Just a decade ago, we conducted the majority of our business communications by speech. Today the majority are typed. Email and texting behaviour, which then would have been thought of as bizarre, is now conditioned into us. In terms of new business activity have we gained from this?
Ten years ago the email medium was adopted by all of us as an easier way to send informal business communications, quickly replacing the fax where images weren’t required. It was the perfect medium for routine information that needed to arrive quickly. Paper letters were preferred for formal situations and for where branding statements where necessary, but the phone was the only instrument for transacting - for doing business.
How soon the sheer convenience of email enabled it to take over as the primary communication tool. From the most casual office gossip to conveying instructions important and petty, and holding entire conversations in real-time – all the things that used to take place over the phone were now taking place via keyboards.
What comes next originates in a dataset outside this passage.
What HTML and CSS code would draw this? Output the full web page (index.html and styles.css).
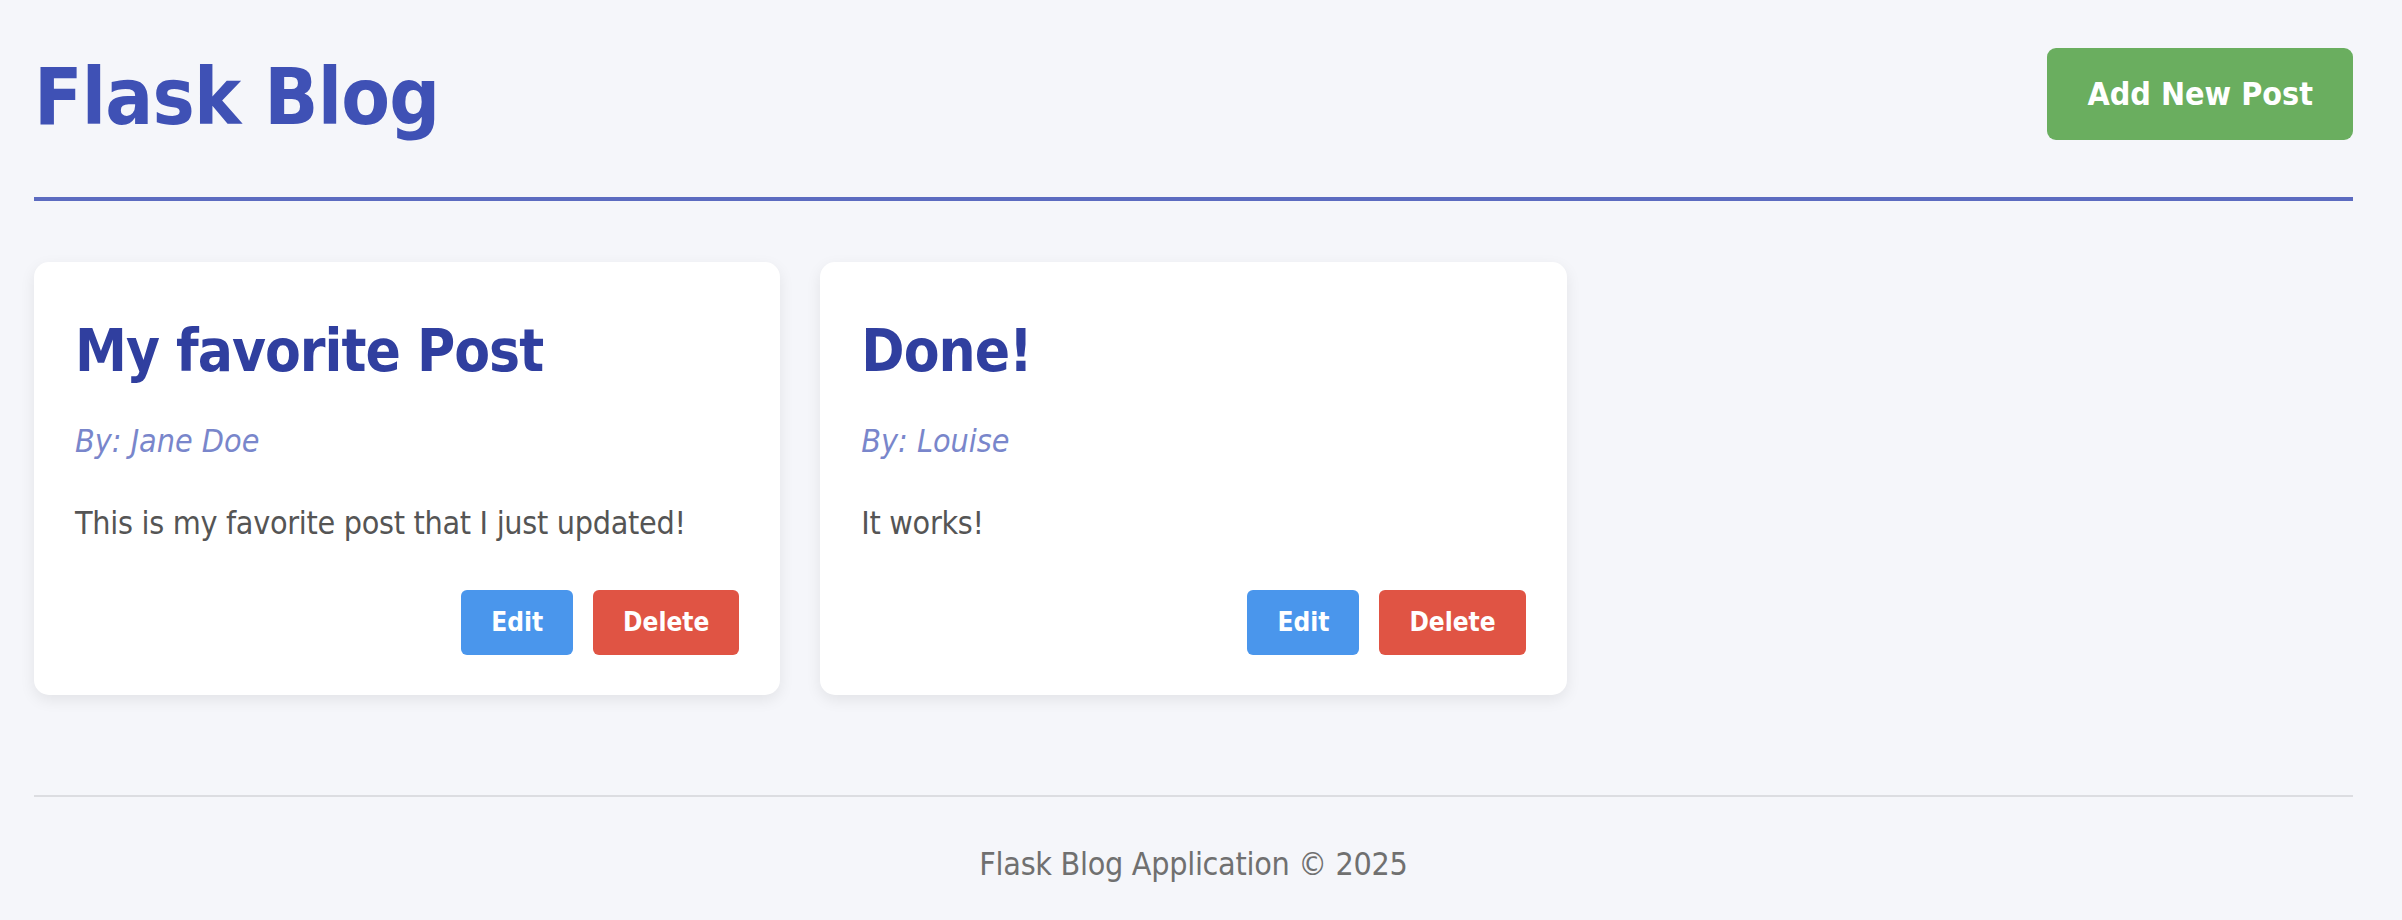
FILE: index.html
```html
<!DOCTYPE html>
<html lang="en">
<head>
<meta charset="utf-8">
<title>Flask Blog</title>
<link rel="stylesheet" href="styles.css">
</head>
<body>
  <header class="site-header">
    <h1 class="site-title">Flask Blog</h1>
    <a class="btn btn-add" href="#">Add New Post</a>
  </header>

  <main class="posts">
    <article class="post-card">
      <h2 class="post-title">My favorite Post</h2>
      <p class="post-author">By: Jane Doe</p>
      <p class="post-content">This is my favorite post that I just updated!</p>
      <div class="post-actions">
        <a class="btn btn-small btn-edit" href="#">Edit</a>
        <a class="btn btn-small btn-delete" href="#">Delete</a>
      </div>
    </article>
    <article class="post-card">
      <h2 class="post-title">Done!</h2>
      <p class="post-author">By: Louise</p>
      <p class="post-content">It works!</p>
      <div class="post-actions">
        <a class="btn btn-small btn-edit" href="#">Edit</a>
        <a class="btn btn-small btn-delete" href="#">Delete</a>
      </div>
    </article>
  </main>

  <footer class="site-footer">
    <p class="footer-text">Flask Blog Application © 2025</p>
  </footer>
</body>
</html>
```

FILE: styles.css
```css
html, body {
  margin: 0;
  padding: 0;
}

body {
  background: #f5f6fa;
  font-family: "DejaVu Sans Condensed", "DejaVu Sans", sans-serif;
  font-stretch: semi-condensed;
  font-size: 32px;
  line-height: 38px;
  color: #555555;
  padding: 48px 49px 0 34px;
}

.site-header {
  display: flex;
  justify-content: space-between;
  align-items: center;
  padding-bottom: 57px;
  border-bottom: 4px solid #5c6bc0;
}

.site-title {
  margin: 0;
  padding-top: 6px;
  font-size: 79px;
  line-height: 86px;
  letter-spacing: -0.8px;
  font-weight: bold;
  color: #3f51b5;
}

.btn {
  display: inline-block;
  text-decoration: none;
  color: #ffffff;
  font-weight: bold;
}

.btn-add {
  background: #6aae5f;
  font-size: 32px;
  line-height: 38px;
  padding: 27px 40px;
  border-radius: 9px;
}

.posts {
  display: grid;
  grid-template-columns: repeat(3, 1fr);
  gap: 40px;
  margin-top: 61px;
}

.post-card {
  background: #ffffff;
  border-radius: 15px;
  padding: 53px 41px 40px;
  box-shadow: 0 5px 15px rgba(0, 0, 0, 0.08);
}

.post-title {
  margin: 0 0 35px;
  font-size: 58px;
  line-height: 72px;
  letter-spacing: -1px;
  font-weight: bold;
  color: #303f9f;
}

.post-author {
  margin: 0 0 44px;
  font-style: italic;
  color: #7986cb;
}

.post-content {
  margin: 0 0 48px;
  letter-spacing: -0.3px;
  color: #555555;
}

.post-actions {
  display: flex;
  justify-content: flex-end;
  gap: 20px;
}

.btn-small {
  font-size: 26px;
  line-height: 31px;
  padding: 17px 30px;
  border-radius: 6px;
}

.btn-edit {
  background: #4a96ec;
}

.btn-delete {
  background: #e05444;
}

.site-footer {
  margin-top: 100px;
  border-top: 2px solid #dcdde1;
  padding: 48px 0 37px;
  text-align: center;
}

.footer-text {
  margin: 0;
  letter-spacing: -0.3px;
  color: #707070;
}
```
Email, like the Internet, is voyeuristic. It enables a window on the world and on the individuals within it without much in the way of consequences. It allows people to say things they would never dream of saying face-to-face or on the phone. In this way it brings the sales function within the comfort zone of large numbers of executives who think they’re selling – but aren’t really. Then as now, the phone can be a very unsettling device, revealing not just emotions but intentions and commitments, truths and lies via inflexion, intonation, pauses and sighs. It favours a sometimes-inconvenient requirement for instant decisions, for on-the-spot opinion. Some were and are, totally unafraid of the phone, confident of their ability to control their emotions in this intimate, high-octane medium. Others found their voice when email arrived. Disconnected from the pressures of speech-based interaction, email protects those anxious about giving things away, about making mistakes or losing control of the situation. A decade ago we had no choice but to use the phone if we wanted to do business. Now, if we want to, we can shelter behind email and still do business efficiently - yet only if our written communication capabilities are sufficient. In an age of uncertain standards in this area, ironically, there may be an inverse relationship between the success of email and our general ability to communicate.
As a business ‘letter’ email allows cheap, rapid, precise, one-way communication, and further down the line helps with clarity and confirmation too. But for creative thought and spontaneous interrogative exploration, which good business requires, its limitations put business in a send-and-receive slow lane, where there’s ambiguity, error and confusion and at worst - fantasy and delusion. Over-reliance on email promotes a bunker business mentality.
In this day and age the phone continues to have serious advantages over typed communication. It allows you to question, to interpret and be interpreted, and to alter the boundaries. Above all it enables both parties to probe quickly and easily for the information they need to agree (or not) to transact – and if not - what the basis for a transaction might be. There is a degree of verve about the phone and also of courage. It allows you to jump in at the deep-end and see what happens. If favours the fearless and the psychologically intact.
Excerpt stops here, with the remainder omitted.